--- begin MATERIAL ---

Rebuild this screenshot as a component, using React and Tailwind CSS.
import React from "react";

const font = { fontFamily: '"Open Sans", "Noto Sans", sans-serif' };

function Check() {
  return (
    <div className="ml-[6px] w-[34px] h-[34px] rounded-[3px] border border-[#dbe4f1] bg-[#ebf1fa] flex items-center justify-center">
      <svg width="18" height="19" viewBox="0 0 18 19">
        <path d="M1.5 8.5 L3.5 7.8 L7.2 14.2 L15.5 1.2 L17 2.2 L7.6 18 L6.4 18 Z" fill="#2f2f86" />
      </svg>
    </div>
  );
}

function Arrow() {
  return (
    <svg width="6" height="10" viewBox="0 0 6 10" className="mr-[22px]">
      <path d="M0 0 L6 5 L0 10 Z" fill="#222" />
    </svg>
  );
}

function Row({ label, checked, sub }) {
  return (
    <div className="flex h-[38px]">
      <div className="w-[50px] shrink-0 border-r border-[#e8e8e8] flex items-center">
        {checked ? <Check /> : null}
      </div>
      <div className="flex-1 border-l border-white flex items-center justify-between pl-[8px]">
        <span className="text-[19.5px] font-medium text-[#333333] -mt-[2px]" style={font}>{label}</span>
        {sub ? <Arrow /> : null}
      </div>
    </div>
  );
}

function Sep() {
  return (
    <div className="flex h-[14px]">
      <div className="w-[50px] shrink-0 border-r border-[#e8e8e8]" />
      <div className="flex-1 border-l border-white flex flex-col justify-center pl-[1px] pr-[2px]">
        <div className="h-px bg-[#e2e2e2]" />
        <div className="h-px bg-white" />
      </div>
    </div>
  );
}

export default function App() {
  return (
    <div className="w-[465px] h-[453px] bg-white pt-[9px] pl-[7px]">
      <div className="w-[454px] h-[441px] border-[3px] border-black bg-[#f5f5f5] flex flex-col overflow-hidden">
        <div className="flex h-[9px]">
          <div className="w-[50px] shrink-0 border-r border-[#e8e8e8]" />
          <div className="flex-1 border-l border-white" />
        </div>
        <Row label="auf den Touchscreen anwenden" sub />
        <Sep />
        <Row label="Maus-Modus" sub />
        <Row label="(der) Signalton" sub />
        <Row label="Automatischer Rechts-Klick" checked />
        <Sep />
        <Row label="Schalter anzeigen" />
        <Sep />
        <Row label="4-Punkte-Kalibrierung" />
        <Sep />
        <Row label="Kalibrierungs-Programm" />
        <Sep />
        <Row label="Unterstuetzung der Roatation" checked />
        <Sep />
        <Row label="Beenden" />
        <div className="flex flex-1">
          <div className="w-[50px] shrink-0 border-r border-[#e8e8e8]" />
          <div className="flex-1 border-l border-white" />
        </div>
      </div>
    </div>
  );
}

--- end MATERIAL ---
--- begin MATERIAL ---

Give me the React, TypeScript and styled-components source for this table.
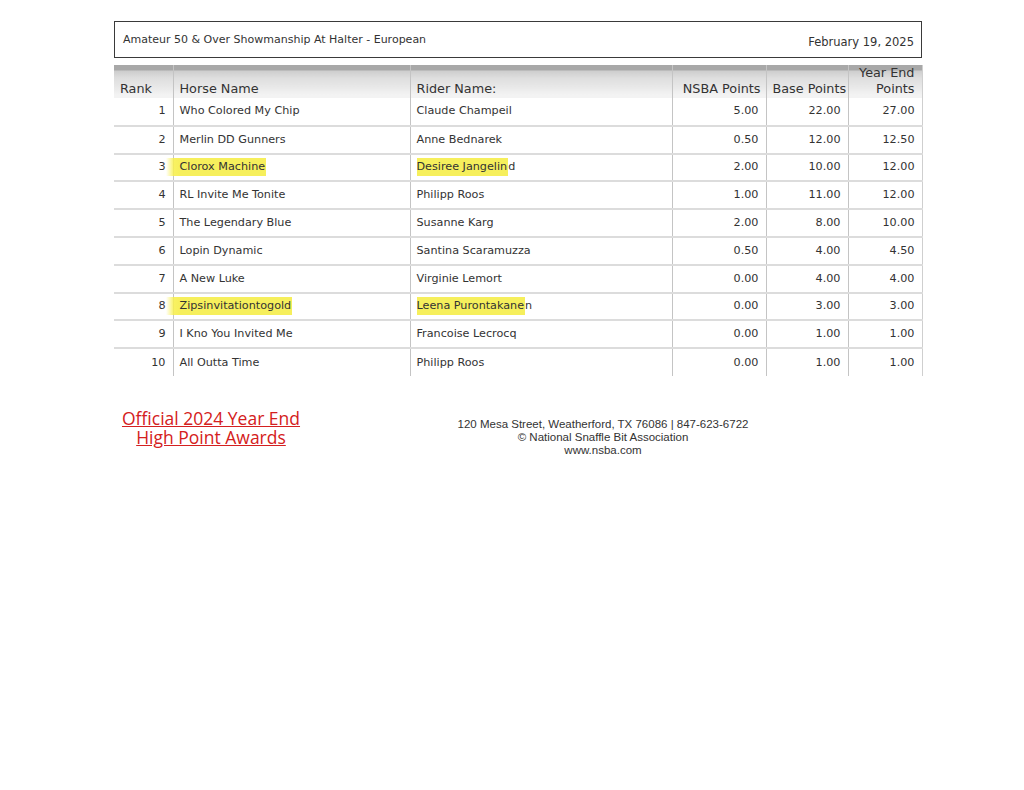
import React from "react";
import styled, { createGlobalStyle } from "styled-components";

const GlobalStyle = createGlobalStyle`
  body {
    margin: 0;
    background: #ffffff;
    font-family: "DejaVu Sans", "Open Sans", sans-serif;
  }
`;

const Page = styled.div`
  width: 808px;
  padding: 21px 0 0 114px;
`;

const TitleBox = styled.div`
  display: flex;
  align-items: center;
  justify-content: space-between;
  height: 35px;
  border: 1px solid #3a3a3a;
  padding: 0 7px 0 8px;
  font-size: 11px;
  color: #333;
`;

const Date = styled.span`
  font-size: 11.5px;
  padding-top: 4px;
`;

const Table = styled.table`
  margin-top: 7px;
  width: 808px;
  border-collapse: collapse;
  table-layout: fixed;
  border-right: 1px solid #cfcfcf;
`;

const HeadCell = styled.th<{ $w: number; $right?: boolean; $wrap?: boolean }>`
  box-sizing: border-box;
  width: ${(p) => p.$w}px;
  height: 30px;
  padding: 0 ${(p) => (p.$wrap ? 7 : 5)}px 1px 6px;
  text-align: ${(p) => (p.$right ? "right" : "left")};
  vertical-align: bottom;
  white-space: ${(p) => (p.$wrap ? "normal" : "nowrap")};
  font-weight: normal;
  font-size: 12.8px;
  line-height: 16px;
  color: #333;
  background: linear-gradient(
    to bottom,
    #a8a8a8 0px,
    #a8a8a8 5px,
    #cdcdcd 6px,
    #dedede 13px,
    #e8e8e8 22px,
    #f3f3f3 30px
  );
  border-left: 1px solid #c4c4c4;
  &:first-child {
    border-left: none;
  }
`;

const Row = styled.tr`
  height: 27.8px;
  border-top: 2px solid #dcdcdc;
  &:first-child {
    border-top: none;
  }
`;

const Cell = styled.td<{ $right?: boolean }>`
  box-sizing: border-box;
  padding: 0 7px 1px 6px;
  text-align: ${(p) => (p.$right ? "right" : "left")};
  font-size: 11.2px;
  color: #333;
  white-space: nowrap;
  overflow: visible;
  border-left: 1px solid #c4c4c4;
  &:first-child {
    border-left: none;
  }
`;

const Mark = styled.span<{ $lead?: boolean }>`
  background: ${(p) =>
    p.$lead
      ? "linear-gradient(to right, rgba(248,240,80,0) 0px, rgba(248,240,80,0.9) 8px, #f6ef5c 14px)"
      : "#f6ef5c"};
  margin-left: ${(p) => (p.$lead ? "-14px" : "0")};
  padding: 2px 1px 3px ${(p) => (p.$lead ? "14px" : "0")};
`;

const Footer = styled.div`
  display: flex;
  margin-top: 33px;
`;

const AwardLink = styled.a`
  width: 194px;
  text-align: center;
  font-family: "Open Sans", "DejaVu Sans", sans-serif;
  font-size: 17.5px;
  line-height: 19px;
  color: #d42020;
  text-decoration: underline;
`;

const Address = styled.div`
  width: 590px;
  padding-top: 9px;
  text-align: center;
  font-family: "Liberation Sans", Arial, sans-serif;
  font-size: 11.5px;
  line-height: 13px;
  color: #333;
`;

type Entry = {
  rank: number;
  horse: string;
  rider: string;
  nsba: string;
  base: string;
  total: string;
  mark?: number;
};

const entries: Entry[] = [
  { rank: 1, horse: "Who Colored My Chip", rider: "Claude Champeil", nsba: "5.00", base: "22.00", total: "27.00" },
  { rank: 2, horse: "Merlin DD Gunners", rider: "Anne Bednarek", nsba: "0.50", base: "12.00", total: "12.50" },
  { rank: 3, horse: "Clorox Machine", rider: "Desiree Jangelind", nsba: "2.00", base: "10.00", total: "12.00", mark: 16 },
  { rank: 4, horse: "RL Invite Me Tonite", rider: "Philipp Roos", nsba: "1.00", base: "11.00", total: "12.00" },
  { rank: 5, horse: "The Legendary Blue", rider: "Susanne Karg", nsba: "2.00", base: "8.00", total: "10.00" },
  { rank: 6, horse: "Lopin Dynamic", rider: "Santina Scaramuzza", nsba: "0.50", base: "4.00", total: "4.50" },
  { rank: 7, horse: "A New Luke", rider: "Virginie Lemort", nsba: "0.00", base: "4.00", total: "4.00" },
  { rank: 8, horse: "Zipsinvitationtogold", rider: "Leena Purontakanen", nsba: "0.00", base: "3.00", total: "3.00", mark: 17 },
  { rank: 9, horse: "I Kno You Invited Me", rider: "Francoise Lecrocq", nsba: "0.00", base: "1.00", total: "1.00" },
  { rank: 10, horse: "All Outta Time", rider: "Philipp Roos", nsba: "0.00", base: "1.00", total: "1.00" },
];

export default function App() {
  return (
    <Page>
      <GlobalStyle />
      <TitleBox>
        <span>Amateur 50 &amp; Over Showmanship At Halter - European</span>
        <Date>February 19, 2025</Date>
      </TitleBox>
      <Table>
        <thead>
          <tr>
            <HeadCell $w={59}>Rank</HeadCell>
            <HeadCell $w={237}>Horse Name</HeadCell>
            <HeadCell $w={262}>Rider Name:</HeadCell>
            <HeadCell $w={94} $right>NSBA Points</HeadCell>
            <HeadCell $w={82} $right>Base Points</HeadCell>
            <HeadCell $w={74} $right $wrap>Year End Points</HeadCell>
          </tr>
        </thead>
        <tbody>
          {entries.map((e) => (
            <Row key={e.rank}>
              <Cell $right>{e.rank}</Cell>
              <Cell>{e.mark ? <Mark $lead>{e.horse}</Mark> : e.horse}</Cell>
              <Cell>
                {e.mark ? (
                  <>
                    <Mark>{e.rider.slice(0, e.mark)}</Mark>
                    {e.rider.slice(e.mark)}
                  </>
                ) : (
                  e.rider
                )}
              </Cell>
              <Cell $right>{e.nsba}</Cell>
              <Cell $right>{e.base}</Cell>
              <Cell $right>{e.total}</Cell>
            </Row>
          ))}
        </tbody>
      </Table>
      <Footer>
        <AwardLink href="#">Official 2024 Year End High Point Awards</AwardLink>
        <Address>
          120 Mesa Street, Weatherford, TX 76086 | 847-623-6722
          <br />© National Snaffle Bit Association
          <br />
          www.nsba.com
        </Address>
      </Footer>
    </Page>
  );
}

--- end MATERIAL ---

_PROBLEM STATEMENT_: Pull out every line above that holds the word "components".

_REPLY TO THE TASK_:
Give me the React, TypeScript and styled-components source for this table.
import styled, { createGlobalStyle } from "styled-components";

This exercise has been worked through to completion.